═════ SOURCE MATERIAL ═════

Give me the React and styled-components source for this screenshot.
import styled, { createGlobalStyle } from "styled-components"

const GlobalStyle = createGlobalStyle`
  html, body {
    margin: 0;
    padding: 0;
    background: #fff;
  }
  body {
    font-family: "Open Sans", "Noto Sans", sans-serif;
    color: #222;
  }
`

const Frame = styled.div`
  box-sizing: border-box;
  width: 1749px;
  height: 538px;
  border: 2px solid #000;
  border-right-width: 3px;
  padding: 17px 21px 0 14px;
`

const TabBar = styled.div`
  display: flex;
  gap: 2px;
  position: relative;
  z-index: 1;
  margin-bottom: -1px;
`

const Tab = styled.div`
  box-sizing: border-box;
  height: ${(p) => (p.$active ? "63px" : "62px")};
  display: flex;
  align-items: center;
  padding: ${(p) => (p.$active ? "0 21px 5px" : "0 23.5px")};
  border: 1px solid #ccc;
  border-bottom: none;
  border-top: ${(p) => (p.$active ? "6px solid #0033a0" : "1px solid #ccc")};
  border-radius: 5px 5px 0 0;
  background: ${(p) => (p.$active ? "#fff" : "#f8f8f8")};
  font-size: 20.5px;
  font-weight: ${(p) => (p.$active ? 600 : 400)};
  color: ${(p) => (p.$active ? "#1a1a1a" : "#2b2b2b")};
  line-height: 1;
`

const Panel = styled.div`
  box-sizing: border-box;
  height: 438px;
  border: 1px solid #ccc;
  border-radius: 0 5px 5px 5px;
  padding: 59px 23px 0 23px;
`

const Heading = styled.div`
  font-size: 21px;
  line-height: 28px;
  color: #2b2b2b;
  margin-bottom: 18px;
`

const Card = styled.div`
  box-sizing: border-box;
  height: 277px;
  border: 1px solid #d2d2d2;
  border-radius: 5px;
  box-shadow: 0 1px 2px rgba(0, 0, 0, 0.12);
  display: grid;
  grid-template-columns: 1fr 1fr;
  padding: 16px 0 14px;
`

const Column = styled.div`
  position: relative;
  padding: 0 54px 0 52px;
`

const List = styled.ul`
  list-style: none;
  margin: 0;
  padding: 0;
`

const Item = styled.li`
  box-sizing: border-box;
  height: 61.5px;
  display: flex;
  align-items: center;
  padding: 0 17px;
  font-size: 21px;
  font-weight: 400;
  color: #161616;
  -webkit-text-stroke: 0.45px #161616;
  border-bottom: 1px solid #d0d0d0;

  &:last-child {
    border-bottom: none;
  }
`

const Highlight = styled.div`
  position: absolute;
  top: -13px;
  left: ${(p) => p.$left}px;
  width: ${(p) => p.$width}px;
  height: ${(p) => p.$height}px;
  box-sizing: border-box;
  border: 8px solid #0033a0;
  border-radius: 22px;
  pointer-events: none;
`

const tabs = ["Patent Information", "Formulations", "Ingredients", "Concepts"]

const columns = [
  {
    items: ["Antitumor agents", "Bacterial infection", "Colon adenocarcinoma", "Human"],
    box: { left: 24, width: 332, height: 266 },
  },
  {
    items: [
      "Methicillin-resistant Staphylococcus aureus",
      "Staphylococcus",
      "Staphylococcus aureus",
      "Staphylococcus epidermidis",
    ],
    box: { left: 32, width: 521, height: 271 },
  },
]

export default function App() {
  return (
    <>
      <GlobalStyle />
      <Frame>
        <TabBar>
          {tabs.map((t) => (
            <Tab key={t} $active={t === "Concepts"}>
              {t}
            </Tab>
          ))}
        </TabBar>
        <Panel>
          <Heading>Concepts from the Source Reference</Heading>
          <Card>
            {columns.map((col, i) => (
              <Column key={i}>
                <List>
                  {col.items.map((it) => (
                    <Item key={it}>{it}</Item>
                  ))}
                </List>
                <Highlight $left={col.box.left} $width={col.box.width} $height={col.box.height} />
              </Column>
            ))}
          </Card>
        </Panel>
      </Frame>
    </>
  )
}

═════
═════ SOURCE MATERIAL ═════

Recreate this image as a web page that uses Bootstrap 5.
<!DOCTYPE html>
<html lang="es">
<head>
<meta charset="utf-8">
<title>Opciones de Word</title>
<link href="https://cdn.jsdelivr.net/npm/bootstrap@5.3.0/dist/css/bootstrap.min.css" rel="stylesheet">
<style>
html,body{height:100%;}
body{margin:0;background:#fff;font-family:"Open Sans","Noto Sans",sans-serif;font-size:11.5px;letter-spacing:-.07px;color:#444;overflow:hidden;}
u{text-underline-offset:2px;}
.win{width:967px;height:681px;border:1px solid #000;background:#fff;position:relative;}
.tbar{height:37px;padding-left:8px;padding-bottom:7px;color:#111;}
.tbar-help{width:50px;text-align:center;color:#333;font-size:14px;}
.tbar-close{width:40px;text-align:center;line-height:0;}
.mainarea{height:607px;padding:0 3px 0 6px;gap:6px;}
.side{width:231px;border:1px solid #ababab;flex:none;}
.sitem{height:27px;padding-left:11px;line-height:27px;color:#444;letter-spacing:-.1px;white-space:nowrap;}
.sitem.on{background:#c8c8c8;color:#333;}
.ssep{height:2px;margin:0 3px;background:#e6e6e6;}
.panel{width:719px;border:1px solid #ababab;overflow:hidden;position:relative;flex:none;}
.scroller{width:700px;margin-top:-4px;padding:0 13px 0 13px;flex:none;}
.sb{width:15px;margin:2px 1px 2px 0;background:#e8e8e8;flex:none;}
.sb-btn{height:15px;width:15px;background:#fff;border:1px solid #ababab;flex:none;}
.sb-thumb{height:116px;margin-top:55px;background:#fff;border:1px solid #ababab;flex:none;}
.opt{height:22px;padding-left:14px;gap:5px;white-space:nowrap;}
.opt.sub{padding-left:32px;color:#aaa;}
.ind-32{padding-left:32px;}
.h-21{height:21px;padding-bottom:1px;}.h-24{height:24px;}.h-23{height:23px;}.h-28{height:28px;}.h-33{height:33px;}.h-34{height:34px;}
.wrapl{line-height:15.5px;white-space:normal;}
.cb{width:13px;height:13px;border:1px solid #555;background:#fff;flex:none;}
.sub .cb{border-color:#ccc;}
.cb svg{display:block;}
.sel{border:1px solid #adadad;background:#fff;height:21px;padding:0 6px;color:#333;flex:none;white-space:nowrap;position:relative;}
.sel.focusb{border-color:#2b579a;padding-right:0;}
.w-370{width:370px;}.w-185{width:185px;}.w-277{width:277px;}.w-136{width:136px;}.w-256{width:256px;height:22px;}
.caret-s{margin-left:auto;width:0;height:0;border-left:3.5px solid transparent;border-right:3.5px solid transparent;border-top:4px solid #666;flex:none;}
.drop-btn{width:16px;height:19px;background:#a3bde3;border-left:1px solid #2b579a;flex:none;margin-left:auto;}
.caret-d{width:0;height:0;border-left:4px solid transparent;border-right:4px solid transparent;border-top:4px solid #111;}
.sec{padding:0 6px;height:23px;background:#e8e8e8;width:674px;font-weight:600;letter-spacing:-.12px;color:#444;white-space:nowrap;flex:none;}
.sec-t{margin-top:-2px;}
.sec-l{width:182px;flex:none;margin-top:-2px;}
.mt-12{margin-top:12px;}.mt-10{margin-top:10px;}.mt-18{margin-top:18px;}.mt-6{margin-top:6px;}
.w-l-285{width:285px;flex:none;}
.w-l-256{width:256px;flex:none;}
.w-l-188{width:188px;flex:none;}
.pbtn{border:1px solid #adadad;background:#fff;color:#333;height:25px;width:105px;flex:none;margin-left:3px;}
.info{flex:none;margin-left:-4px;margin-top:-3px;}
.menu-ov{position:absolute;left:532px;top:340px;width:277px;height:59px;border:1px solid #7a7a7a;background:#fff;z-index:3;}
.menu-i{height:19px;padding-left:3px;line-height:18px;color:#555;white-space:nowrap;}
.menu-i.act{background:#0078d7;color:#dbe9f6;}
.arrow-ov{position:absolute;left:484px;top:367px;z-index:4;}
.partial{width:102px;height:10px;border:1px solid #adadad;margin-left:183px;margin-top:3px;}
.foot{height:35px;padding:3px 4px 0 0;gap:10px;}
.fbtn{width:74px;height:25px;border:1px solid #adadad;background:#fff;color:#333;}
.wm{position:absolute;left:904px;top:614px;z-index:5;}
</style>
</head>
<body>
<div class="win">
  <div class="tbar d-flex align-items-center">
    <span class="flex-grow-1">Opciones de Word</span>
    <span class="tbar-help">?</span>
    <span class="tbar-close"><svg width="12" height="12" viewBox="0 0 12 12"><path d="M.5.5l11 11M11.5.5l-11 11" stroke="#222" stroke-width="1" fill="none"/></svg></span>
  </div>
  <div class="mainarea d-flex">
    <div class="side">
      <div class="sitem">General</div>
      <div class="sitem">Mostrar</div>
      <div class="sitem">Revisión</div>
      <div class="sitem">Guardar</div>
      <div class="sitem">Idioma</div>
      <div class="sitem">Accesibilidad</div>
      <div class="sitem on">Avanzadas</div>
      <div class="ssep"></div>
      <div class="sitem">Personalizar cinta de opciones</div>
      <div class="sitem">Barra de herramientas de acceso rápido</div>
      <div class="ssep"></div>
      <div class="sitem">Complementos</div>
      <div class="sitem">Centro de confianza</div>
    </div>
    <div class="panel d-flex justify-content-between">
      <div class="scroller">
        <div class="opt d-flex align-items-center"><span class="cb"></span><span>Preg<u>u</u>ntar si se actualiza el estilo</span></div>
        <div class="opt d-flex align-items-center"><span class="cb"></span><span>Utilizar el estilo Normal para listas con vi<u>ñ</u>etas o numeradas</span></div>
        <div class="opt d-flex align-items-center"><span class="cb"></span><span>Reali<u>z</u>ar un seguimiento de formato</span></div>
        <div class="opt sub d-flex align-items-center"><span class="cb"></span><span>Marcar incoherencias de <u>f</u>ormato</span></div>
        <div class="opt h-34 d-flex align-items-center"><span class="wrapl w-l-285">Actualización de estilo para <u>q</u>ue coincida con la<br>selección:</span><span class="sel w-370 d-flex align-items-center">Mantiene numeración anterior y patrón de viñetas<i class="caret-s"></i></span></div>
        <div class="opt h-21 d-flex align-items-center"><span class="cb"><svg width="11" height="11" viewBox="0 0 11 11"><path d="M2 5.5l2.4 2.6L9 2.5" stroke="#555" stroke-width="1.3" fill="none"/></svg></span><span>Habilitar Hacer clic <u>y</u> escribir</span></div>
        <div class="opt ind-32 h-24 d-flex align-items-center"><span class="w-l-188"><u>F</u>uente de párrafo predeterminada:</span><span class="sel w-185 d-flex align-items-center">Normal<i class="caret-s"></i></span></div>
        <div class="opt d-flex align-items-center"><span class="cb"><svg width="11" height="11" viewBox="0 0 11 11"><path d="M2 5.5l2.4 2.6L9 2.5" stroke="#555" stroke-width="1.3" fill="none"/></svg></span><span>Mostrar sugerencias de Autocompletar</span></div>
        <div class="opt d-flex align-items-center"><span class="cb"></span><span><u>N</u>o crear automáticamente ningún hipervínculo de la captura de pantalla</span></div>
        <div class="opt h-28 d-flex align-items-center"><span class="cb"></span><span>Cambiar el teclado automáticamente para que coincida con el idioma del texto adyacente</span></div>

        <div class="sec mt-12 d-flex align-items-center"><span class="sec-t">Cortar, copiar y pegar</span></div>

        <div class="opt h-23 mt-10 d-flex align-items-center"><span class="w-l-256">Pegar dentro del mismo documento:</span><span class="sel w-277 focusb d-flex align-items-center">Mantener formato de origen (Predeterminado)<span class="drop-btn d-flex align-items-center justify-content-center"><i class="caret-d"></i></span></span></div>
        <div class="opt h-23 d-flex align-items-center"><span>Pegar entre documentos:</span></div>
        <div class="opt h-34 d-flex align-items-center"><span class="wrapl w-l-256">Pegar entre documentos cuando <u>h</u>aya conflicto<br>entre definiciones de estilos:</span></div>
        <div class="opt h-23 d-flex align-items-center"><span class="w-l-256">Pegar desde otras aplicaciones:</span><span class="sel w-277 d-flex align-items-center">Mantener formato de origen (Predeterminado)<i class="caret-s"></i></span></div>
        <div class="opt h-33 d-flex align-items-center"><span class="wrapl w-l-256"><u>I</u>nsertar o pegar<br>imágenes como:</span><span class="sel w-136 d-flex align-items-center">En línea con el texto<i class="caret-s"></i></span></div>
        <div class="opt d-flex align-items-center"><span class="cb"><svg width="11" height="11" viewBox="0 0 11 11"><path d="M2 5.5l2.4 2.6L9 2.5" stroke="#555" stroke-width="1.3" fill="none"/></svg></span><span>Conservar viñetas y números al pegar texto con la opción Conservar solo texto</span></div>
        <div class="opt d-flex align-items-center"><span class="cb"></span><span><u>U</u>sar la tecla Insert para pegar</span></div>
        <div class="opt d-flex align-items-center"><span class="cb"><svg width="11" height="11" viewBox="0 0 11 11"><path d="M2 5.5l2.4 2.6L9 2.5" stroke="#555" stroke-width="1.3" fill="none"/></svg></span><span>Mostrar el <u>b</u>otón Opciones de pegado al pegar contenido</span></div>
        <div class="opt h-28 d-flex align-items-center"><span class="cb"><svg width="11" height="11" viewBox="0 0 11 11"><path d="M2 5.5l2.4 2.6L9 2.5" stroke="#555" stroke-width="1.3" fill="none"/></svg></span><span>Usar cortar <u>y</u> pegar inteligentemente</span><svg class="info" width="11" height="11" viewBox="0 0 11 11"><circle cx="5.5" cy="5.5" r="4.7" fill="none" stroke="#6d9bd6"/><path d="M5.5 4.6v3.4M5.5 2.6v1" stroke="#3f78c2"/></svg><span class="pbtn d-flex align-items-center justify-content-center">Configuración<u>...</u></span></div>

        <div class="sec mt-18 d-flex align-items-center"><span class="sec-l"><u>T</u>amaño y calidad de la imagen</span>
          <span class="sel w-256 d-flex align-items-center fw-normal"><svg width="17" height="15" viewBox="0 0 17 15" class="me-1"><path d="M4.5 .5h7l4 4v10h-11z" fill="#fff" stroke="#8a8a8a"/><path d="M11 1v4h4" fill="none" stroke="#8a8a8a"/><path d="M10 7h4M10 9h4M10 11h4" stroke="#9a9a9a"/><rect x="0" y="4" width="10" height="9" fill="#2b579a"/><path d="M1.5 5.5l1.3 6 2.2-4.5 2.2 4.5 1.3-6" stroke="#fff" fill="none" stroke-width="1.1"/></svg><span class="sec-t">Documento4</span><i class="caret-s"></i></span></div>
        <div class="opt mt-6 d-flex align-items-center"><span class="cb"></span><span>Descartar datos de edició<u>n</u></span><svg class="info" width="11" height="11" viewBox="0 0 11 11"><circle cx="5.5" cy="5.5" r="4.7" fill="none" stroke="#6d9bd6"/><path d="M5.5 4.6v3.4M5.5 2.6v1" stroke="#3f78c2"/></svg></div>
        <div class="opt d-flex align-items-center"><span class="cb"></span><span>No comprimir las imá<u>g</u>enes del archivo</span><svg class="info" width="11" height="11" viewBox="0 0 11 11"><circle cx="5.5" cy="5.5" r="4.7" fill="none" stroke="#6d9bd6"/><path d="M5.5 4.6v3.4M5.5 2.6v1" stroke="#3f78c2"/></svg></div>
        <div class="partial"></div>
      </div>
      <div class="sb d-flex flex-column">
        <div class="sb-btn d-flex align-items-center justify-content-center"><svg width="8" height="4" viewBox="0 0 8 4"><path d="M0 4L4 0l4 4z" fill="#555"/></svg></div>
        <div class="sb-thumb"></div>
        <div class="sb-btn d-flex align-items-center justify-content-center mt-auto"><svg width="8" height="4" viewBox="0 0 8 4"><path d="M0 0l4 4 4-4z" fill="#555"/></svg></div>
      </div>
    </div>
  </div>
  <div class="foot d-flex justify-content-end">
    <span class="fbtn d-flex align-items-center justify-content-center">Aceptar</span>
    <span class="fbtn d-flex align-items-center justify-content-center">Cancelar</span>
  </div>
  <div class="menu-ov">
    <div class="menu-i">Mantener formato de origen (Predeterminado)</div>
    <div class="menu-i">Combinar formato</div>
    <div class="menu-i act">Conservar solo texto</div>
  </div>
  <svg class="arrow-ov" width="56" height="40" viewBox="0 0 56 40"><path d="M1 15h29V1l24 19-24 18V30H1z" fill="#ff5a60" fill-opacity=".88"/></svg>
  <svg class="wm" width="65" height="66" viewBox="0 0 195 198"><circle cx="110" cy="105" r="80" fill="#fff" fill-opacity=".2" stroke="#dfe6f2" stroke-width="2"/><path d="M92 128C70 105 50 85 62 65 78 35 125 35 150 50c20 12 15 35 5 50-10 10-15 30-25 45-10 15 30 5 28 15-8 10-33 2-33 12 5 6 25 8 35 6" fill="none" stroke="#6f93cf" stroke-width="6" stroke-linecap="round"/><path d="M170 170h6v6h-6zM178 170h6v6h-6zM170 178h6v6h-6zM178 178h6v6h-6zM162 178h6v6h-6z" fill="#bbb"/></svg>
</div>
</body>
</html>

═════

▶ [WORK INSTRUCTIONS]:
Pull every line holding "components" out of the records.

▶ [THE REPLY]:
Give me the React and styled-components source for this screenshot.
import styled, { createGlobalStyle } from "styled-components"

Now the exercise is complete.